Hizbullah is an Iran-backed Shia militia that has dominated Lebanon for four decades. It is Iran's most powerful foreign proxy, given the task of deterring Israel and projecting power beyond the theocracy's borders. Weapons are central to the group's identity. Reduced to a normal political party, it would lose its claim to exceptionalism. The Islamic Revolutionary Guard Corps, long embedded in the group's military structures, now exercises direct authority; whatever autonomy the group once enjoyed died with its long-standing leader, Hassan Nasrallah.
In September 2024 rescue workers pulled the body of Hassan Nasrallah, Hizbullah's long-standing leader, from beneath 90 feet of rubble in Beirut's southern suburbs. It remains unclear whether he was killed by the blunt force of Israeli air strikes or, as some Lebanese and Iranian officials insist, suffocated in his underground bunker.
Naim Qassem, Hizbullah's leader since Nasrallah's death, commands far less authority than his predecessor. Nasrallah's speeches once stopped even Christians in northern Lebanon in their tracks; when Qassem holds forth, Beirut's barber shops do not bother to turn on their televisions. The group's relationship with Iran has grown stronger since Nasrallah was killed. Israel has warned Lebanon indirectly that if Hizbullah joins any fighting against Iran, it will target civilian infrastructure, including Beirut airport, which it did not do during the 2024 war.
Israel's attacks may have reduced Hizbullah's arsenal by as much as two-thirds, but it still boasts a solid stock of long-range missiles and tens of thousands of fighters—enough to menace Israel and anyone that tries seriously to disarm it.
Hizbullah has lost control of Beirut airport, once vital for moving people, weapons and money between Lebanon and Iran.
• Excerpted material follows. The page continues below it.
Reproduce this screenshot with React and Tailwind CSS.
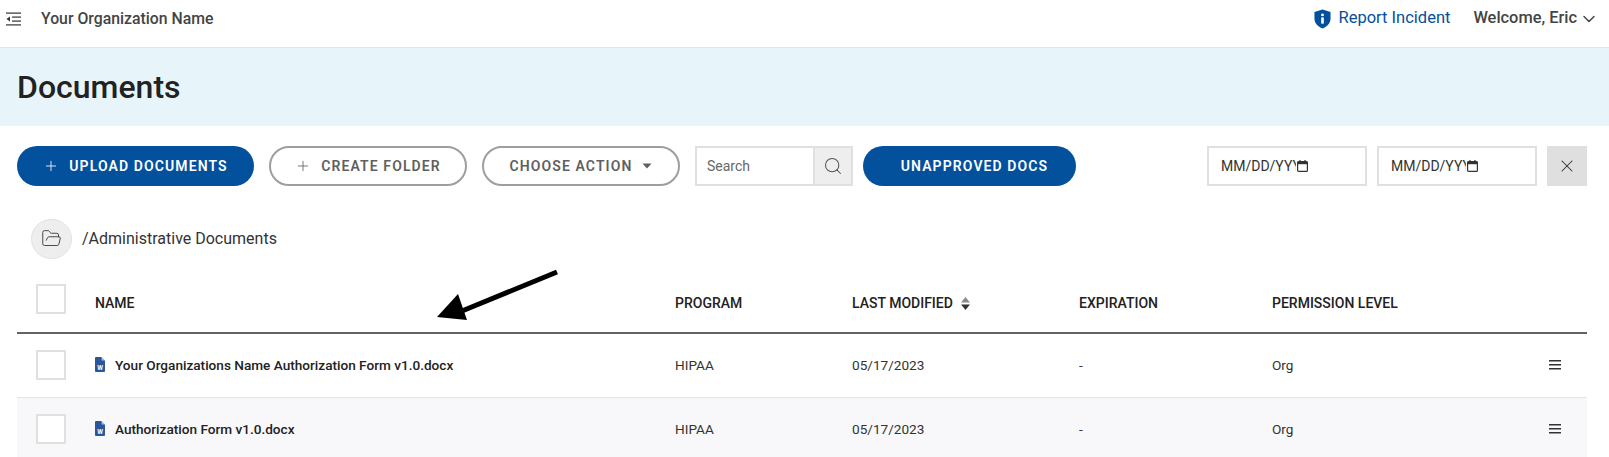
import React from "react";
import { Plus, Search, X, FolderOpen, ChevronDown } from "lucide-react";

function Shield() {
  return (
    <svg width="17" height="20" viewBox="0 0 18 21" className="shrink-0">
      <path d="M9 0.5 L17.5 3 V10 C17.5 15 14 18.5 9 20.5 C4 18.5 0.5 15 0.5 10 V3 Z" fill="#03509c" />
      <circle cx="9" cy="6.2" r="1.5" fill="#fff" />
      <rect x="7.6" y="8.8" width="2.8" height="6.6" fill="#fff" />
    </svg>
  );
}

function MenuCollapse() {
  return (
    <svg width="15" height="14" viewBox="0 0 15 14" className="shrink-0">
      <rect x="0" y="0.5" width="15" height="1.2" fill="#333" />
      <rect x="6" y="4.5" width="9" height="1.2" fill="#333" />
      <rect x="6" y="8.5" width="9" height="1.2" fill="#333" />
      <rect x="0" y="12.3" width="15" height="1.2" fill="#333" />
      <path d="M4 4.5 L0.5 7 L4 9.5 Z" fill="#333" />
    </svg>
  );
}

function WordIcon() {
  return (
    <svg width="10" height="15" viewBox="0 0 10 15" className="shrink-0">
      <path d="M0 1 Q0 0 1 0 H6.2 L10 3.8 V14 Q10 15 9 15 H1 Q0 15 0 14 Z" fill="#2b579a" />
      <path d="M6.6 0 L10 3.4 H6.6 Z" fill="#a9bcd9" />
      <text x="5" y="12.5" textAnchor="middle" fontSize="6.5" fontWeight="700" fill="#fff" fontFamily="Roboto, sans-serif">W</text>
    </svg>
  );
}

function Burger() {
  return (
    <svg width="12" height="10" viewBox="0 0 12 10" className="shrink-0">
      <rect y="0" width="12" height="1.5" fill="#333" />
      <rect y="4" width="12" height="1.5" fill="#333" />
      <rect y="8" width="12" height="1.5" fill="#333" />
    </svg>
  );
}

function SortIcon() {
  return (
    <svg width="9" height="13" viewBox="0 0 9 13" className="shrink-0">
      <path d="M4.5 0 L9 5.5 H0 Z" fill="#8a8a8a" />
      <path d="M4.5 13 L9 7.5 H0 Z" fill="#333" />
    </svg>
  );
}

function Calendar() {
  return (
    <svg width="11" height="12" viewBox="0 0 11 12" className="shrink-0">
      <rect x="0.6" y="1.6" width="9.8" height="9.8" rx="1" fill="none" stroke="#333" strokeWidth="1.2" />
      <rect x="0.6" y="1.6" width="9.8" height="2.6" fill="#333" />
      <rect x="2.4" y="0" width="1.2" height="2" fill="#333" />
      <rect x="7.4" y="0" width="1.2" height="2" fill="#333" />
    </svg>
  );
}

function DateField() {
  return (
    <div className="w-[160px] h-10 border-2 border-[#e0e0e0] bg-white flex items-center pl-[12px] gap-[1px] text-[14px] text-[#333] overflow-hidden">
      <span className="w-[75px] overflow-hidden whitespace-nowrap">MM/DD/YYYY</span>
      <Calendar />
    </div>
  );
}

function Checkbox() {
  return <div className="w-[30px] h-[30px] border-2 border-[#e0e0e0] bg-white shrink-0" />;
}

const gridCols = "grid grid-cols-[78px_580px_177px_227px_193px_1fr] items-center";

function Row({ name, shaded }) {
  return (
    <div className={`${gridCols} h-[64px] pb-[1px] border-b border-[#e4e4e6] text-[13.6px] text-[#333] ${shaded ? "bg-[#f8f8fa]" : "bg-white"}`}>
      <div className="pl-[19px]"><Checkbox /></div>
      <div className="flex items-center gap-[10px] font-medium text-[#222]">
        <WordIcon />
        <span>{name}</span>
      </div>
      <div>HIPAA</div>
      <div>05/17/2023</div>
      <div>-</div>
      <div className="flex items-center justify-between pr-[26px]">
        <span>Org</span>
        <Burger />
      </div>
    </div>
  );
}

export default function App() {
  return (
    <div className="relative h-[457px] overflow-hidden bg-white font-['Roboto',sans-serif]">
      <header className="h-[48px] border-b border-[#e2e6e9] flex items-start justify-between pt-[7px] pl-[6px] pr-[10px]">
        <div className="flex items-center gap-[20px] h-[21px] mt-[1px]">
          <MenuCollapse />
          <span className="text-[15.8px] font-medium text-[#444]">Your Organization Name</span>
        </div>
        <div className="flex items-center h-[21px] mt-[1px]">
          <Shield />
          <span className="ml-[8px] text-[16.5px] text-[#03509c]">Report Incident</span>
          <span className="ml-[23px] text-[16.4px] font-medium text-[#444]">Welcome, Eric</span>
          <ChevronDown size={20} strokeWidth={1.75} className="ml-[2px] text-[#444]" />
        </div>
      </header>

      <section className="h-[78px] bg-[#e7f5fb] flex items-center pl-[17px]">
        <h1 className="text-[32px] font-medium text-[#222]">Documents</h1>
      </section>

      <div className="flex items-center h-10 mt-5 pl-[17px] pr-[22px]">
        <button className="w-[237px] h-10 rounded-full bg-[#03509c] text-white flex items-center justify-center gap-[10px] text-[14px] font-semibold tracking-[1.1px]">
          <Plus size={16} strokeWidth={1.25} />
          UPLOAD DOCUMENTS
        </button>
        <button className="ml-[15px] w-[198px] h-10 rounded-full border-2 border-[#9e9e9e] text-[#5f5f5f] flex items-center justify-center gap-[10px] text-[14px] font-semibold tracking-[1.1px]">
          <Plus size={16} strokeWidth={1.25} />
          CREATE FOLDER
        </button>
        <button className="ml-[15px] w-[198px] h-10 rounded-full border-2 border-[#9e9e9e] text-[#5f5f5f] flex items-center justify-center gap-[10px] text-[14px] font-semibold tracking-[1.1px]">
          CHOOSE ACTION
          <svg width="10" height="6" viewBox="0 0 10 6"><path d="M0.5 0.5 H9.5 L5 5.5 Z" fill="#5f5f5f" /></svg>
        </button>
        <div className="ml-[15px] w-[158px] h-10 border-2 border-[#e0e0e0] flex">
          <div className="flex-1 flex items-center pl-[10px] text-[14px] text-[#666]">Search</div>
          <div className="w-[38px] bg-[#eeeeee] border-l-2 border-[#e0e0e0] flex items-center justify-center">
            <Search size={20} strokeWidth={1.25} className="text-[#555]" />
          </div>
        </div>
        <button className="ml-[10px] w-[213px] h-10 pl-[10px] rounded-full bg-[#03509c] text-white text-[14px] font-semibold tracking-[1.1px]">
          UNAPPROVED DOCS
        </button>
        <div className="ml-auto flex items-center gap-[10px]">
          <DateField />
          <DateField />
          <div className="w-10 h-10 bg-[#dfdfdf] flex items-center justify-center">
            <X size={20} strokeWidth={1.25} className="text-[#333]" />
          </div>
        </div>
      </div>

      <div className="flex items-center mt-[32px] pl-[31px] h-[41px]">
        <div className="w-[41px] h-[40px] rounded-full bg-[#eeeeee] border border-[#e2e2e2] flex items-center justify-center">
          <FolderOpen size={21} strokeWidth={1} className="text-[#333]" />
        </div>
        <span className="ml-[10px] text-[16px] text-[#333]">/Administrative Documents</span>
      </div>

      <div className="ml-[17px] mr-[22px] mt-[19px]">
        <div className={`${gridCols} h-[56px] pb-[4px] border-b-2 border-[#636363] text-[14px] font-medium text-[#222]`}>
          <div className="pl-[19px] mb-[8px]"><Checkbox /></div>
          <div>NAME</div>
          <div>PROGRAM</div>
          <div className="flex items-center gap-[8px]">LAST MODIFIED <SortIcon /></div>
          <div>EXPIRATION</div>
          <div>PERMISSION LEVEL</div>
        </div>
        <Row name="Your Organizations Name Authorization Form v1.0.docx" />
        <Row name="Authorization Form v1.0.docx" shaded />
      </div>

      <svg className="absolute left-[430px] top-[268px]" width="135" height="58" viewBox="0 0 135 58">
        <path d="M127 4 L32 43" stroke="#000" strokeWidth="5" fill="none" />
        <path d="M7 49 L28 26 L37 52 Z" fill="#000" />
      </svg>
    </div>
  );
}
The fall of Bashar al-Assad in Syria further disrupted routes that had allowed the group to replenish its arsenal. Israeli air strikes on Hizbullah targets continue even after the November 2024 ceasefire. In November 2025 Haytham Tabtabai, the commander responsible for rearmament, was killed in Beirut. The group's remaining leaders are ageing, infirm and hiding; senior figures avoid meetings, fearful that any gathering will draw Israeli fire.
Hizbullah's sources of cash have reduced sharply. The abduction of Nicolás Maduro in Venezuela disrupted a lucrative stream of revenue from organised crime and narcotics. Under Maduro, Caracas became a hub for illicit Iranian oil exports, a transit point for Colombian cocaine and a haven for money-laundering. After his removal, America cracked down and this line of funding dried up.
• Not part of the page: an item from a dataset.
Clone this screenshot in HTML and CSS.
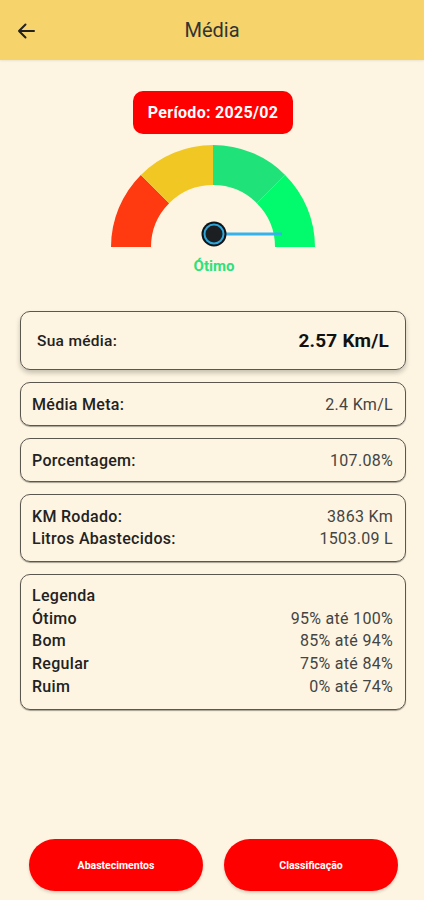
FILE: index.html
```html
<!DOCTYPE html>
<html lang="pt-BR">

<head>
    <meta charset="UTF-8">
    <meta name="viewport" content="width=device-width, initial-scale=1.0">
    <title>Média</title>
    <link rel="stylesheet" href="styles.css">
</head>

<body>
    <div class="page">
        <header class="topbar">
            <button class="back" aria-label="Voltar">
                <svg width="18" height="16" viewBox="0 0 18 16">
                    <path d="M17 8H2M8.5 1.5L2 8l6.5 6.5" fill="none" stroke="#222" stroke-width="2" stroke-linecap="round" stroke-linejoin="round"/>
                </svg>
            </button>
            <h1>Média</h1>
        </header>

        <main class="content">
            <div class="periodo">Período: 2025/02</div>

            <svg class="gauge" width="208" height="106" viewBox="0 0 208 106">
                <path d="M2 104 A102 102 0 0 1 31.88 31.88 L60.16 60.16 A62 62 0 0 0 42 104 Z" fill="#ff3a10"/>
                <path d="M31.88 31.88 A102 102 0 0 1 104 2 L104 42 A62 62 0 0 0 60.16 60.16 Z" fill="#f1c823"/>
                <path d="M104 2 A102 102 0 0 1 176.12 31.88 L147.84 60.16 A62 62 0 0 0 104 42 Z" fill="#1fe378"/>
                <path d="M176.12 31.88 A102 102 0 0 1 206 104 L166 104 A62 62 0 0 0 147.84 60.16 Z" fill="#02fb6c"/>
                <line x1="105" y1="91" x2="173" y2="91" stroke="#35b2ee" stroke-width="3"/>
                <circle cx="105" cy="91" r="12.5" fill="#0f1418"/>
                <circle cx="105" cy="91" r="9.5" fill="#1b1f22" stroke="#2fa6da" stroke-width="2"/>
            </svg>
            <div class="status">Ótimo</div>

            <div class="card destaque">
                <span class="label">Sua média:</span>
                <span class="valor">2.57 Km/L</span>
            </div>

            <div class="card">
                <span class="label">Média Meta:</span>
                <span class="valor">2.4 Km/L</span>
            </div>

            <div class="card">
                <span class="label">Porcentagem:</span>
                <span class="valor">107.08%</span>
            </div>

            <div class="card lista">
                <div class="linha"><span class="label">KM Rodado:</span><span class="valor">3863 Km</span></div>
                <div class="linha"><span class="label">Litros Abastecidos:</span><span class="valor">1503.09 L</span></div>
            </div>

            <div class="card lista legenda">
                <div class="linha"><span class="label">Legenda</span></div>
                <div class="linha"><span class="label">Ótimo</span><span class="valor">95% até 100%</span></div>
                <div class="linha"><span class="label">Bom</span><span class="valor">85% até 94%</span></div>
                <div class="linha"><span class="label">Regular</span><span class="valor">75% até 84%</span></div>
                <div class="linha"><span class="label">Ruim</span><span class="valor">0% até 74%</span></div>
            </div>
        </main>

        <footer class="acoes">
            <button class="btn">Abastecimentos</button>
            <button class="btn">Classificação</button>
        </footer>
    </div>
</body>

</html>
```
FILE: styles.css
```css
body {
    font-family: Roboto, "Noto Sans", Arial, sans-serif;
    background-color: #fdf5e1;
    margin: 0;
    color: #222;
}

.page {
    display: flex;
    flex-direction: column;
    min-height: 900px;
}

.topbar {
    height: 60px;
    background-color: #f6d46b;
    display: flex;
    align-items: center;
    justify-content: center;
    position: relative;
    box-shadow: 0 1px 2px rgba(0, 0, 0, 0.08);
}

.topbar h1 {
    margin: 0;
    font-size: 20px;
    font-weight: 400;
    color: #333;
}

.back {
    position: absolute;
    left: 8px;
    top: 14px;
    width: 36px;
    height: 34px;
    background: none;
    border: none;
    padding: 0;
    display: flex;
    align-items: center;
    justify-content: center;
}

.content {
    display: flex;
    flex-direction: column;
    align-items: center;
    padding: 31px 18px 0 20px;
}

.periodo {
    background-color: #ff0000;
    color: #fff;
    font-weight: 700;
    font-size: 16px;
    letter-spacing: 0.3px;
    width: 160px;
    height: 43px;
    border-radius: 10px;
    display: flex;
    align-items: center;
    justify-content: center;
}

.gauge {
    margin-top: 9px;
    display: block;
}

.status {
    color: #2fe07c;
    font-weight: 700;
    font-size: 15px;
    line-height: 17px;
    margin-top: 9px;
    padding-left: 2px;
}

.card {
    align-self: stretch;
    border: 1px solid #5a5650;
    border-radius: 10px;
    display: flex;
    align-items: center;
    justify-content: space-between;
    padding: 0 12px 0 11px;
    height: 42px;
    margin-top: 12px;
    box-shadow: 0 1px 1px rgba(0, 0, 0, 0.35);
    font-size: 16px;
    letter-spacing: 0.3px;
}

.card.destaque {
    height: 57px;
    padding: 0 16px 0 16px;
    margin-top: 36px;
    box-shadow: 0 3px 5px rgba(0, 0, 0, 0.22);
}

.destaque .label {
    font-size: 15.5px;
}

.destaque .valor {
    font-size: 19px;
    font-weight: 700;
    color: #111;
    letter-spacing: 0.2px;
}

.label {
    font-weight: 500;
    color: #222;
}

.valor {
    color: #444;
}

.lista {
    height: auto;
    flex-direction: column;
    align-items: stretch;
    padding: 11px 12px 11px 11px;
}

.legenda {
    padding: 10px 12px 10px 11px;
}

.linha {
    display: flex;
    justify-content: space-between;
    line-height: 22px;
}

.legenda .linha {
    line-height: 22.7px;
}

.acoes {
    margin-top: auto;
    display: flex;
    justify-content: center;
    gap: 21px;
    padding: 0 0 9px 3px;
}

.btn {
    width: 174px;
    height: 52px;
    border: none;
    border-radius: 26px;
    background-color: #ff0000;
    color: #fff;
    font-family: Roboto, Arial, sans-serif;
    font-weight: 700;
    font-size: 10.5px;
    box-shadow: 0 2px 3px rgba(0, 0, 0, 0.15);
}
```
Iran is still paying Hizbullah fighters' salaries, but it is no longer willing—or able—to underwrite reconstruction or subsidise welfare. The priority for the Iranian regime is maintaining Hizbullah's ability to menace Israel, not restoring southern Lebanon. In the south, where the group once prided itself on rebuilding faster than the state, little has been repaired since the 2024 war. Villages lie in ruins. A Christian woman from a border town was given a cheque by Hizbullah, only for it to bounce when she tried to cash it at al-Qard al-Hassan, the financial institution at the centre of the group's banking network.
Hizbullah has long claimed to be both a political party and an armed "resistance" unchecked by the state. It has MPs in Beirut and fighters in the south. For years the ambiguity worked in its favour, but Lebanon's leaders are increasingly willing to stand up to it. Lebanon is, by its own constitutional logic, a "consensual democracy" in which every major sect and political bloc must agree to decisions of great magnitude—yet Hizbullah did not secure anyone's consent before dragging the country into war.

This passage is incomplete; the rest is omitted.